Re: Audacity and Gentoo



On 2006-01-09, Chris Croughton <chris@xxxxxxxxxxxx> wrote:

> It looks like GTK2 to me.

Which version of Audacity are you running? On the web page under
"source code", 1.2 says the following;

"Audacity 1.2 needs wxGTK 2.4, compiled without the gtk2 or unicode options."

If it's 1.2 then there have been problems with fonts for lots of
people when using anything based on wxGTK, I'd suggest trying to track
down font problems with that.

1.3 seems to use gtk2 so perhaps you could try using 1.3 if you're not
already.

Also try running it under "strace -fo dump audacity" and going through
the "dump" file looking for font references that fail.

> It's the fileserver. That means quitting every single application
> on all of its client machines, including 24 or more xterms plus a
> load of free-running daemons like fetchmail and things run by cron
> like fetchnews, and I know from the past that even that doesn't
> guarantee that something doesn't have something 'open' (having it as
> cwd counts). In other words, rebooting everything...

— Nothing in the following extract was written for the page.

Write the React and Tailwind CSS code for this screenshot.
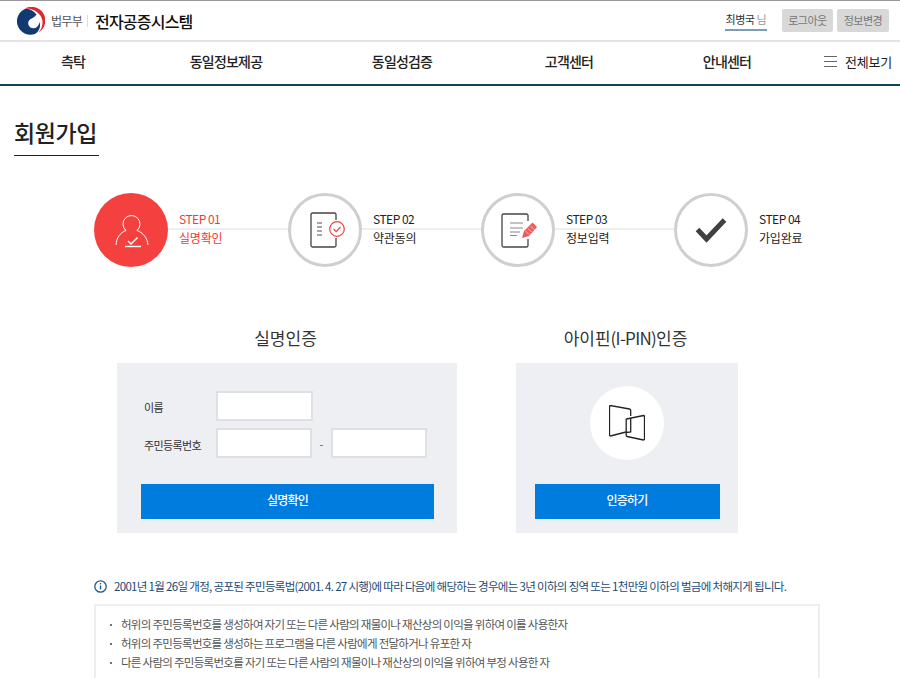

It sounds like you're mounting your home dir remotely, I used to do
that but it was a PITA due to having to kill all apps for users that
had homes on the remote fileserver. That's why I have my home dir on
the local disc and have two seperately mounted remote filesystems for
work and personal stuff.

Unless you're actually mounting vital parts of the operating system
remotely though, e.g. / or /usr or something of that ilk, then
normally, killing all the user processes is sufficient to allow
unmounting of the remote directory, avoiding a reboot. Whether that
saves you any time or not is another matter though ;-) You can use
lsof to hunt down processes that are using particular directory trees.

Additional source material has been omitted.